The Los Angeles Police Department, the USC Price School of Public Policy and the USC Suzanne Dworak-Peck School of Social Work have partnered to provide an educational program to law enforcement officers that builds critical knowledge and skills to better work with communities and vulnerable populations. The Los Angeles Daily News recently covered the program, writing in part:
“About 40 officers are taking part in the ‘groundbreaking’ Law Enforcement Advanced Development (LEAD) program. Officers in the program collaborate with experts to help them more deftly tackle some of their most pressing issues, including homelessness, mental illness and addiction.
‘We think we’re engaged in the single most unique experiment in the country in terms of improving modern policing,’ Marilyn L. Flynn, dean of the USC Suzanne Dworak-Peck School of Social Work, told reporters at a recent news conference at LAPD’s downtown headquarters.

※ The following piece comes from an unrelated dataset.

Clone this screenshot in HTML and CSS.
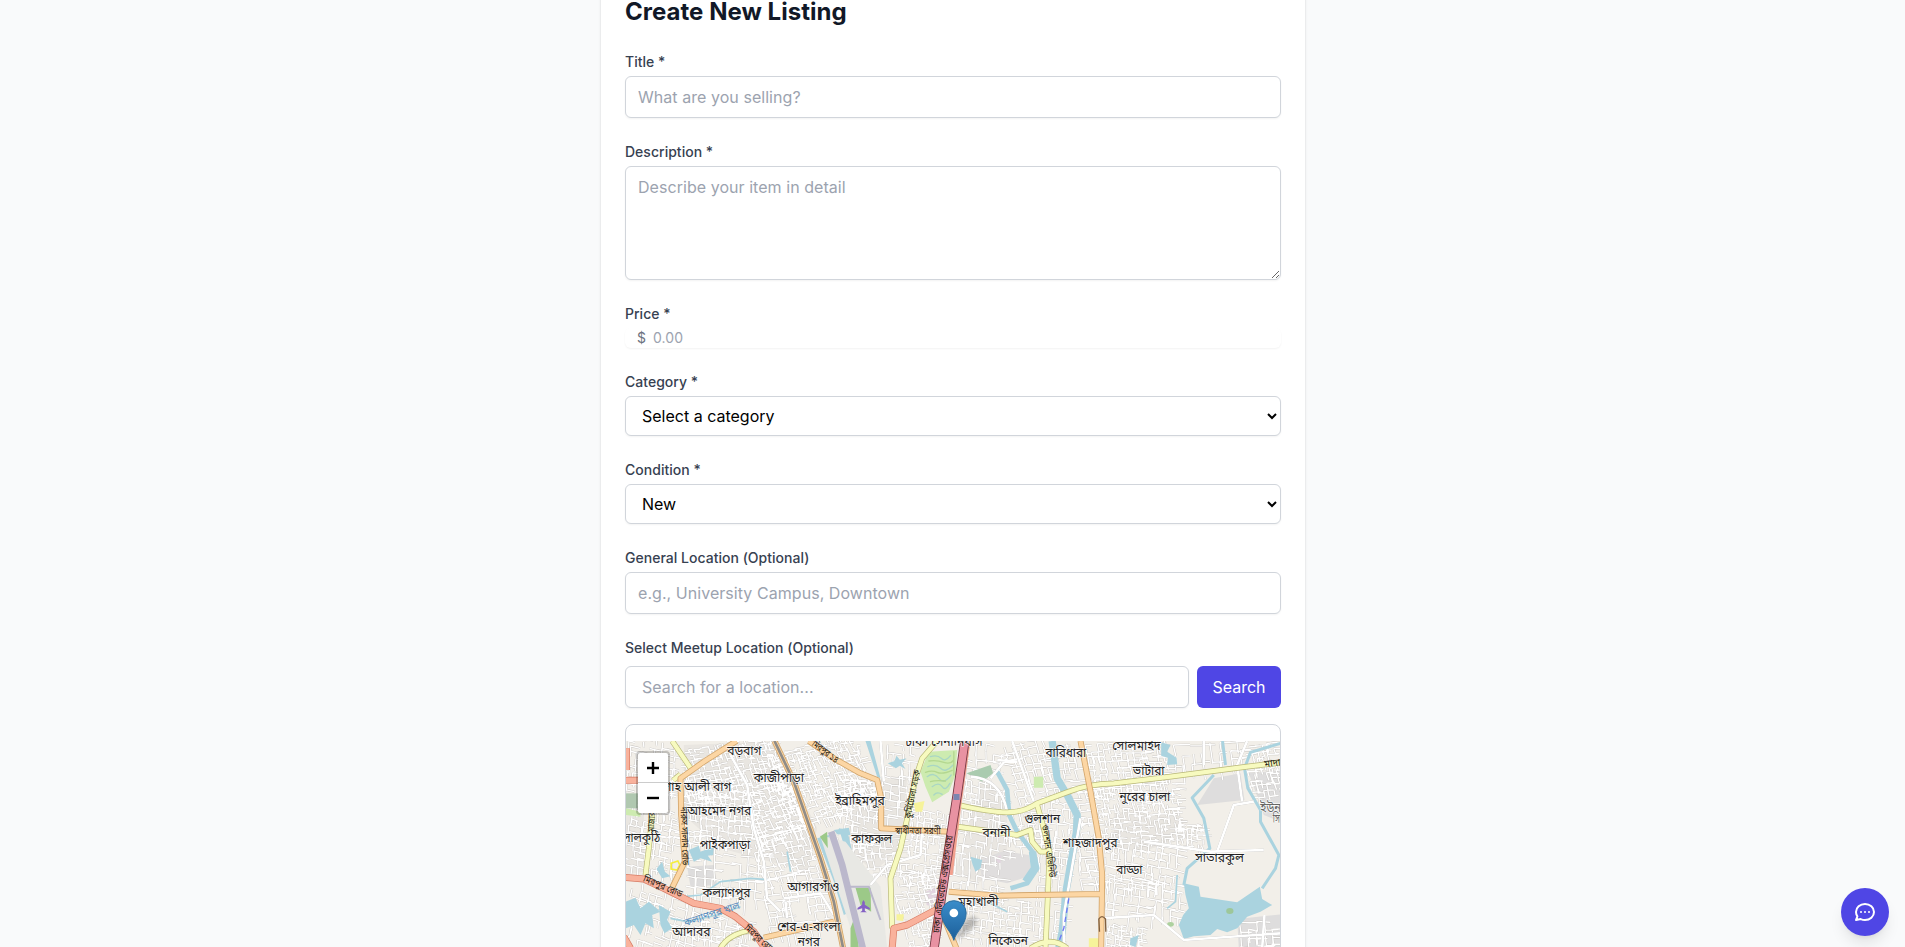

A primary aim of the program is to help officers gain more understanding and correctly interpret the actions of those they encounter on the job – and thus “de-escalate (a situation) more successfully,” she said. (Read the full article.)
“It’s unbelievable the level of interaction these officers have and want…We find that the two-hour sessions online in the evening seem to go by in a matter of minutes, and the one-day cohort seems to be an hour long because of how engaged they are in the classroom.”